I say this because much of the tension in my seminar tends to be about issues of appearance, and self-presentation. A lot of the women in my class have a paranoia about stereotypes of feminists– that they’re masculine, butchy, etc., etc. And they are also conscious that simply dressing in a different way doesn’t in itself lead to liberation, which is absolutely true. In fact, many of those “alternative communities” can have equally strict rules about how to dress in order to fit a certain identity. So as a result, the other women in my class tend to still dress femininely almost all of the time… and I definitely do not.
This relates back to my experience in gender studies being a process of humility. Because my education has been a process of de-emphasizing the self, I no longer view my appearance as an extension of my “Self”– that is, my identity. And actually, this has been an excellent way to think about (or not think about) how I present myself to the world. It has allowed me to develop a sense of playfulness, particularly in terms of appearance (what we call “gender performance” in gender studies classes). Now, I make playful (or playfully political) decisions about how I want to dress, or wear my hair or makeup, in different contexts– because I don’t feel any angst about that appearance being connected to some sort of “boxed in” identity.
So, for example, I wear my hair short at Kenyon. I do this because a) I enjoy the low-maintenance style, b) because it makes me feel empowered, and c) I feel uncomfortable with the attention I get from men when I wear my hair long. BUT, I also wear my hair short because d) no women at this college have short hair! And yes, I do believe that it’s really important to have a diversity of appearances in any given context, because otherwise you’ll never know that there are other possibilities! And this diversity of appearances applies to more than “femininity” –it also has to do with racial diversity, and diversity of backgrounds. So yes, my short hair is a political decision– and a personal decision, and a playful decision. I’m sure I’ll have long hair after I graduate, in some different context later in life.

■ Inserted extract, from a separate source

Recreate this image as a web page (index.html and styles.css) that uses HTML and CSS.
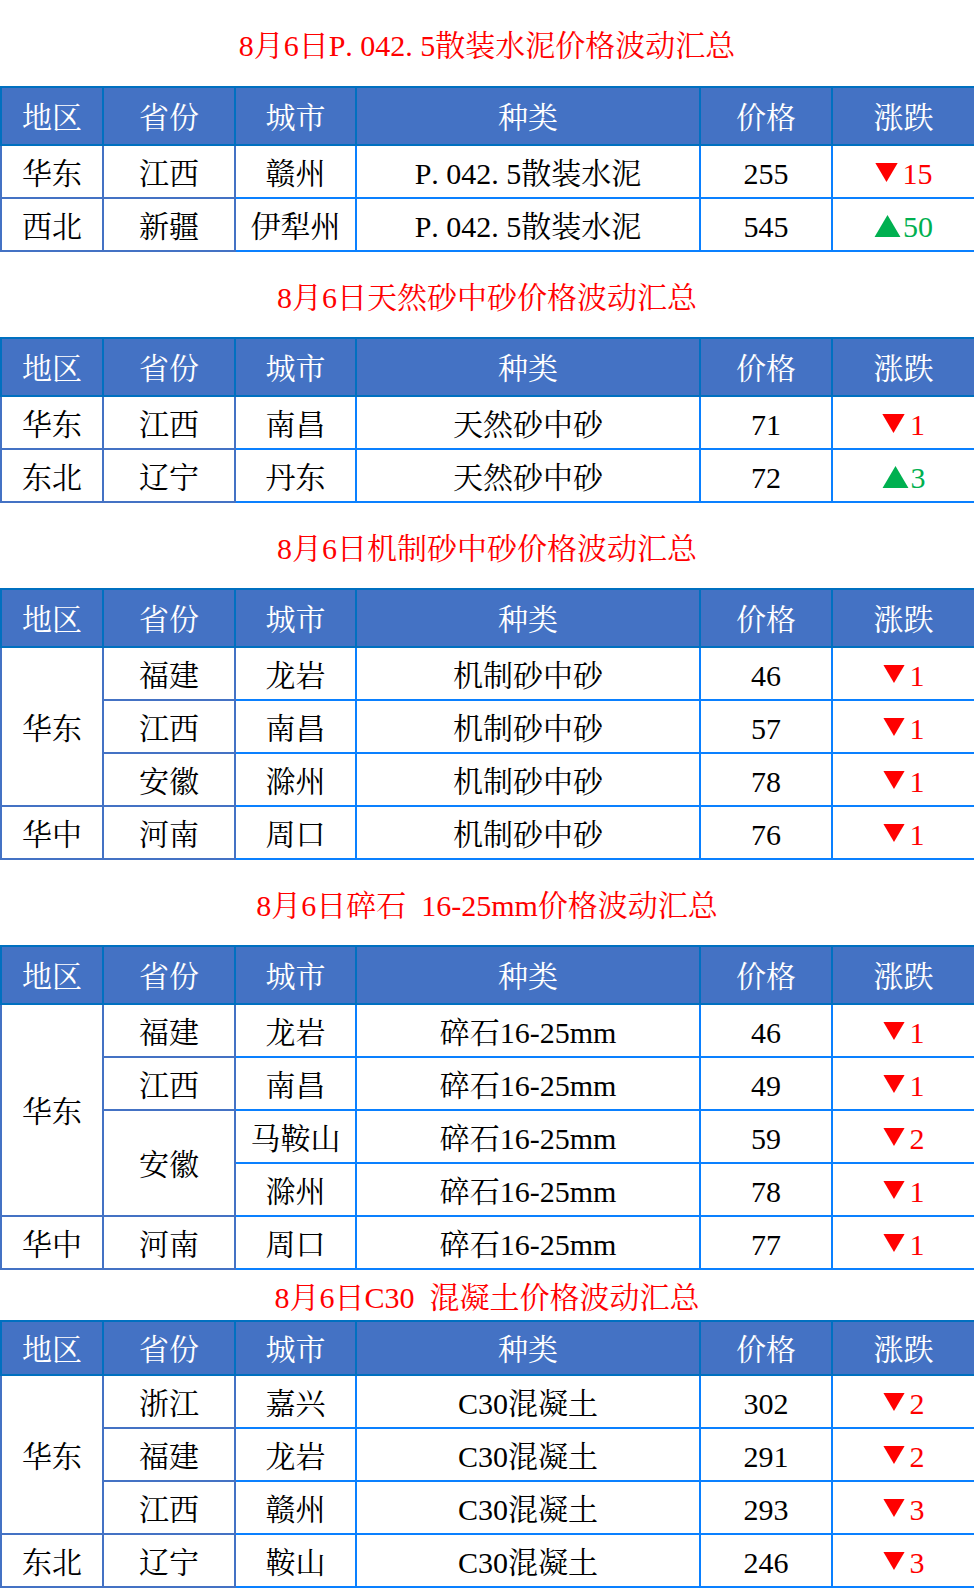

I do think that the fact that most of my peers still dress femininely almost 100% of the time does say something about their methods for liberation. I think it represents an (unconscious) unwillingness to give up the privileges that go along with dressing femininely. The result of this is that these women are unable to connect with the experiences of women who don’t dress femininely– and I don’t think that that is a productive feminist method for liberation.
I have to make similar requirements for myself. Even though I’m more comfortable dressing androgynously, or gender-neutrally, I think it’s important for me to wear a dress every once in a while. It helps me to remember what it’s like to be a woman walking around the world in a dress– the different ways that people look at you, talk to you, make eye contact with you, etc.
My point of all of this is: It’s important to transgress. But it’s also important to feel comfortable.